Flying Buzz Saw, Air Wonder Stories 1930. Cover drawing of named weapon, cutting through an ordinary plane after dispatching another one. Edited by Hugo Gernsback (p. 117).

Model of Atomic Powered Tank, U.S. Army Ordnance, 1955. "This concept for a tank powered by atomic energy reflected the optimism Americans in the 1950s had about the future of nuclear power" (p. 122). Note well as a corrective to the impression from post-Apocalyptic American art that many Americans were pessimistic about the potential of some forms of atomic energy (especially in military applications).

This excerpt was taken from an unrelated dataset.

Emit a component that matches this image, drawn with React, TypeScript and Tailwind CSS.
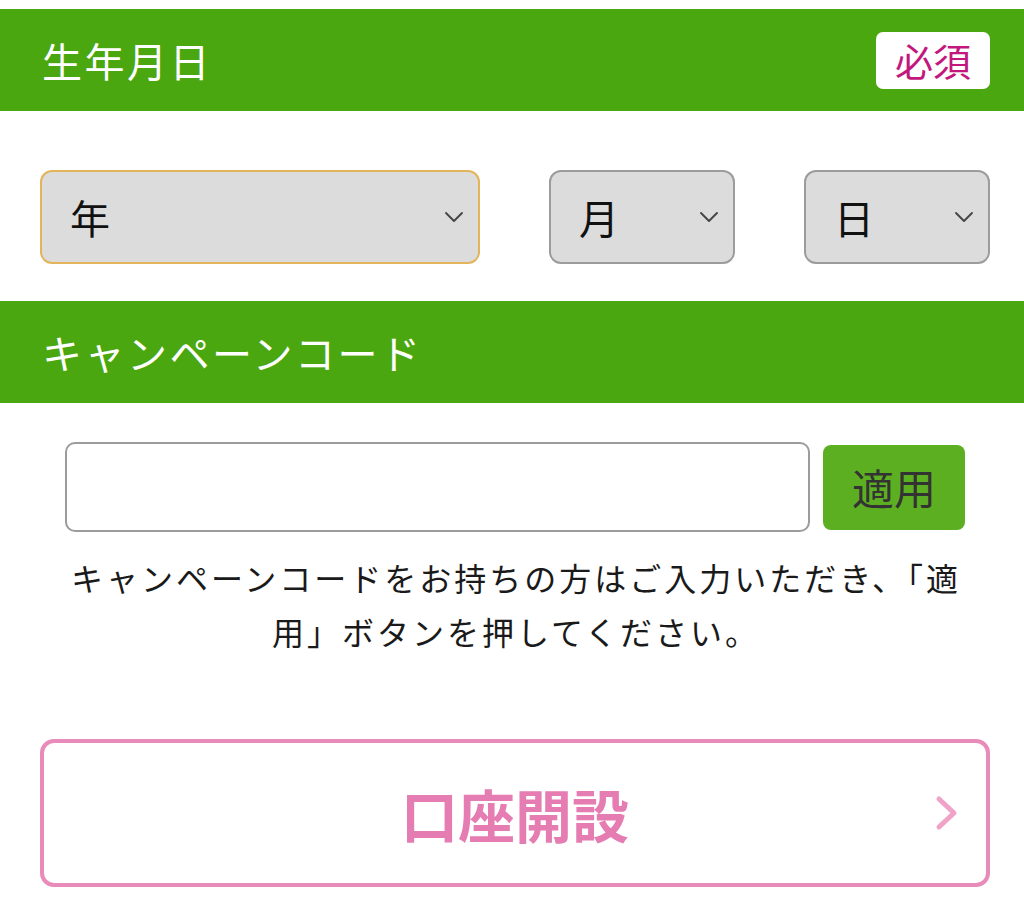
import { ChevronDown } from "lucide-react";

function SectionBar({ title, required }: { title: string; required?: boolean }) {
  return (
    <div className="flex h-[102px] items-center justify-between bg-[#4ba70f] pl-[42px] pr-[34px]">
      <h2 className="text-[40px] font-normal tracking-[2.5px] text-white">{title}</h2>
      {required && (
        <span className="flex h-[57px] w-[114px] items-center justify-center rounded-[7px] bg-white text-[38px] leading-none text-[#c2177c]">
          必須
        </span>
      )}
    </div>
  );
}

function Select({ label, className }: { label: string; className: string }) {
  return (
    <div
      className={`flex h-[94px] items-center justify-between rounded-[12px] border-2 bg-[#dcdcdc] pl-[28px] pr-[8px] ${className}`}
    >
      <span className="text-[40px] leading-none text-[#111]">{label}</span>
      <ChevronDown className="h-[32px] w-[32px] text-[#444]" strokeWidth={1.4} />
    </div>
  );
}

export default function App() {
  return (
    <div className="min-h-[908px] w-[1024px] bg-white pt-[9px] font-['Noto_Sans_CJK_JP','Noto_Sans',sans-serif]">
      <SectionBar title="生年月日" required />

      <div className="flex justify-between pb-[37px] pl-[40px] pr-[34px] pt-[59px]">
        <Select label="年" className="w-[440px] border-[#e3b45c]" />
        <Select label="月" className="w-[186px] border-[#9c9c9c]" />
        <Select label="日" className="w-[186px] border-[#9c9c9c]" />
      </div>

      <SectionBar title="キャンペーンコード" />

      <div className="pl-[65px] pr-[59px] pt-[39px]">
        <div className="flex items-center gap-[13px]">
          <input
            type="text"
            className="h-[90px] w-[745px] rounded-[10px] border-2 border-[#9c9c9c] bg-white px-4 text-[32px] outline-none"
          />
          <button className="flex h-[85px] w-[142px] items-center justify-center rounded-[8px] bg-[#5daf22] text-[42px] leading-none text-[#333]">
            適用
          </button>
        </div>
      </div>
      <p className="mx-auto mt-[18px] w-[930px] pl-[8px] text-center text-[32px] leading-[54px] tracking-[3px] text-[#1a1a1a]">
        キャンペーンコードをお持ちの方はご入力いただき、「適用」ボタンを押してください。
      </p>

      <div className="pl-[40px] pr-[34px] pt-[81px]">
        <button className="relative flex h-[148px] w-full items-center justify-center rounded-[14px] border-4 border-[#e98bb9] bg-white">
          <span className="text-[57px] font-bold leading-none text-[#e57db2]">口座開設</span>
          <svg
            className="absolute right-[26px] top-1/2 h-[40px] w-[26px] -translate-y-1/2"
            viewBox="0 0 26 40"
            fill="none"
          >
            <path d="M5 6 L20 20 L5 34" stroke="#f0a3c6" strokeWidth="5" strokeLinecap="round" strokeLinejoin="round" />
          </svg>
        </button>
      </div>
    </div>
  );
}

Comparison of Equipment Carried by Helicopter Trooper and Horse Cavalryman, Mechanix Illustrated, drawing, April 1956. Note that the helicopter is for one trooper and on the facing page there's a photograph of a soldier on a DeLackner Aerocycle, 1956. "The airborne trooper promises to resurrect the army's long lost eyes and eats, to revive the old light horse cavalry on modern, sky-busting steeds, swifter and more dashing than any thoroughbred of old,'" quoting Frank Tinsley, Mechanix Illustrated 1956. Text notes changing US doctrines for warfare massive and limited and the use of the sort of helicopters crucial for US warfare in Vietnam. Erlich notes that the Aerocycle appears neither swift nor dashing but does look designed by people who thought the Light Brigade cavalry celebrated by Alfred, Lord Tennyson had won a victory.[4]

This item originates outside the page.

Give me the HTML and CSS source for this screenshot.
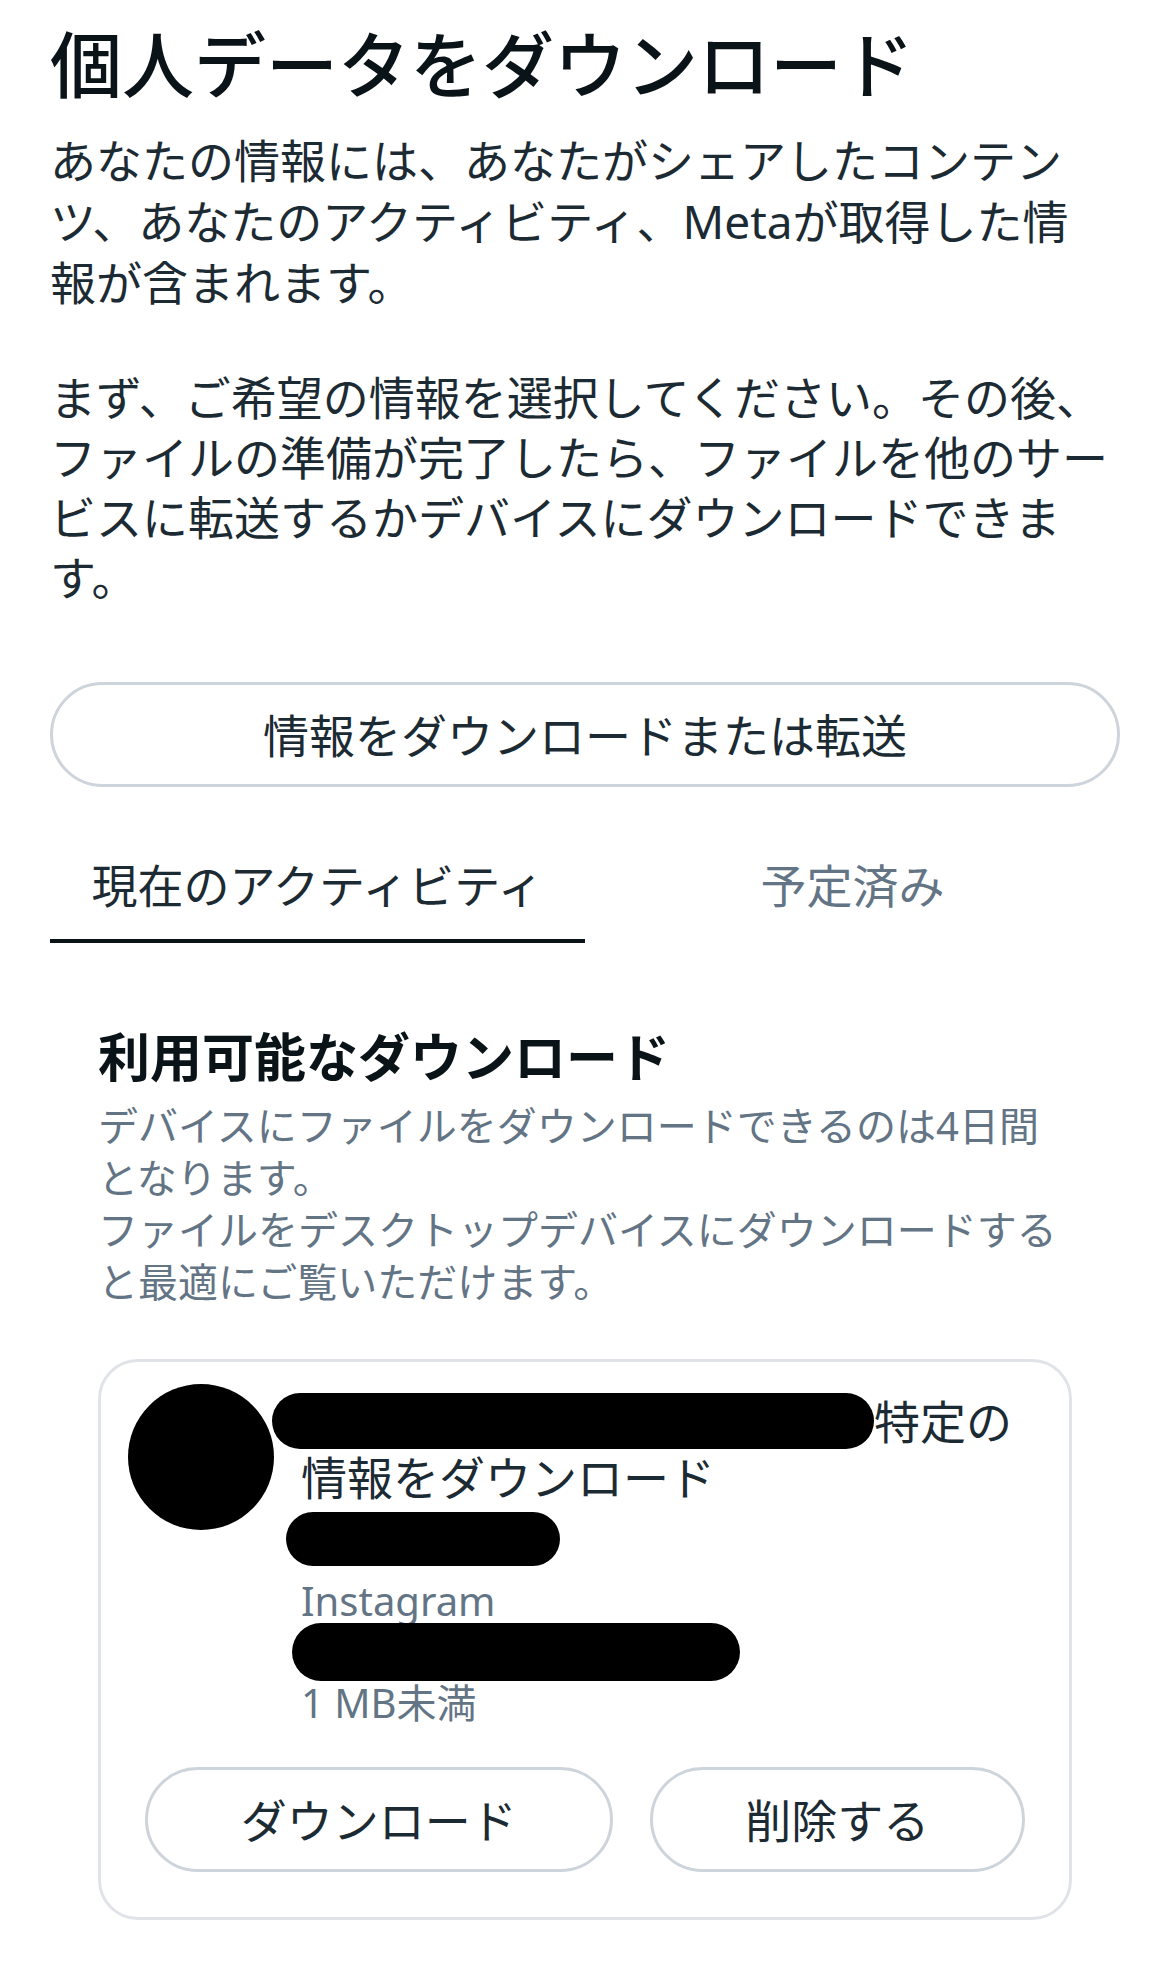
FILE: index.html
```html
<!DOCTYPE html>
<html lang="ja">
<head>
<meta charset="utf-8">
<title>個人データをダウンロード</title>
<link rel="stylesheet" href="styles.css">
</head>
<body>
<main class="page">
  <h1 class="title">個人データをダウンロード</h1>
  <div class="intro">
    <p>あなたの情報には、あなたがシェアしたコンテンツ、あなたのアクティビティ、Metaが取得した情報が含まれます。</p>
    <p>まず、ご希望の情報を選択してください。その後、ファイルの準備が完了したら、ファイルを他のサービスに転送するかデバイスにダウンロードできます。</p>
  </div>
  <button class="pill pill-wide" type="button">情報をダウンロードまたは転送</button>

  <nav class="tabs">
    <div class="tab tab-active">現在のアクティビティ</div>
    <div class="tab">予定済み</div>
  </nav>

  <section class="downloads">
    <h2 class="section-title">利用可能なダウンロード</h2>
    <p class="section-desc">デバイスにファイルをダウンロードできるのは4日間となります。<br>ファイルをデスクトップデバイスにダウンロードすると最適にご覧いただけます。</p>

    <article class="card">
      <div class="card-head">
        <div class="avatar"></div>
        <div class="card-info">
          <div class="card-title"><span class="redact redact-name"></span>特定の情報をダウンロード</div>
          <div class="redact redact-date"></div>
          <div class="meta">Instagram</div>
          <div class="redact redact-account"></div>
          <div class="meta meta-size">1 MB未満</div>
        </div>
      </div>
      <div class="card-actions">
        <button class="pill pill-action" type="button">ダウンロード</button>
        <button class="pill pill-action" type="button">削除する</button>
      </div>
    </article>
  </section>
</main>
</body>
</html>
```

FILE: styles.css
```css
* { box-sizing: border-box; }

html, body {
  margin: 0;
  padding: 0;
  background: #ffffff;
}

body {
  font-family: "Noto Sans", "Noto Sans CJK JP", sans-serif;
  color: #1c2b33;
}

.page {
  width: 1170px;
  padding: 17px 50px 48px 50px;
  display: flex;
  flex-direction: column;
}

.title {
  margin: 0;
  font-family: "Noto Sans CJK JP", "Noto Sans", sans-serif;
  font-size: 72px;
  line-height: 88px;
  font-weight: 500;
  color: #0a1317;
}

.intro {
  margin-top: 25px;
  padding-right: 8px;
  font-size: 46px;
  line-height: 60px;
  color: #1c2b33;
}

.intro p {
  margin: 0;
}

.intro p:first-child {
  line-height: 61px;
}

.intro p + p {
  margin-top: 54px;
}

.pill {
  font-family: inherit;
  background: #ffffff;
  color: #1c2b33;
  border: 3px solid #ced4db;
  border-radius: 60px;
  height: 105px;
  font-size: 46px;
  line-height: 60px;
  padding: 0 24px;
  display: flex;
  align-items: center;
  justify-content: center;
}

.pill-wide {
  margin-top: 75px;
  width: 100%;
}

.tabs {
  margin-top: 48px;
  display: grid;
  grid-template-columns: 1fr 1fr;
}

.tab {
  text-align: center;
  font-size: 46px;
  line-height: 60px;
  padding: 20px 0 24px;
  border-bottom: 4px solid transparent;
  color: #637485;
}

.tab-active {
  color: #1c2b33;
  border-bottom-color: #0a1317;
}

.downloads {
  padding: 0 48px;
  margin-top: 78px;
}

.section-title {
  margin: 0;
  font-family: "Noto Sans CJK JP", "Noto Sans", sans-serif;
  font-size: 52px;
  line-height: 68px;
  font-weight: 700;
  color: #0a1317;
}

.section-desc {
  margin: 11px 0 0;
  font-size: 40px;
  line-height: 52px;
  color: #637485;
}

.card {
  margin-top: 51px;
  border: 3px solid #e0e4e9;
  border-radius: 40px;
  padding: 22px 27px 45px 27px;
}

.card-head {
  display: flex;
  align-items: flex-start;
  gap: 27px;
}

.avatar {
  flex: 0 0 146px;
  width: 146px;
  height: 146px;
  border-radius: 50%;
  background: #000000;
}

.card-info {
  flex: 1;
  min-width: 0;
  padding-top: 9px;
  display: flex;
  flex-direction: column;
  align-items: flex-start;
}

.card-title {
  font-size: 46px;
  line-height: 56px;
  color: #1c2b33;
}

.redact {
  background: #000000;
  border-radius: 30px;
}

.redact-name {
  display: inline-block;
  vertical-align: top;
  width: 602px;
  height: 56px;
  margin-left: -29px;
}

.redact-date {
  width: 274px;
  height: 54px;
  margin-top: 7px;
  margin-left: -15px;
}

.redact-account {
  width: 448px;
  height: 58px;
  margin-top: -4px;
  margin-left: -9px;
}

.meta {
  font-size: 40px;
  line-height: 52px;
  color: #637485;
  margin-top: 9px;
}

.meta-size {
  margin-top: -4px;
}

.card-actions {
  margin: 38px 17px 0;
  display: flex;
  gap: 37px;
}

.pill-action {
  flex: 1 1 auto;
}
```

Space Fighter of Tomorrow, Robert McCall, 1961. Laser Weapon in Space, ca. 1982. "The two images offer polar visions of the 'Star Wars' of the future. The space fighter of tomorrow looks nostalgically backward to the fighter pilots of World Wars I and II, and those single combat warriors who like brave knights dueled chivalrously in the clouds, and, if they lost, met death alone in flames. Laser weapons in space," shown aseptically blasting a hammer and sickle, "looks forward to an era of electronically controlled, space-based weapons that would threaten everyone on the planet" (p. 134).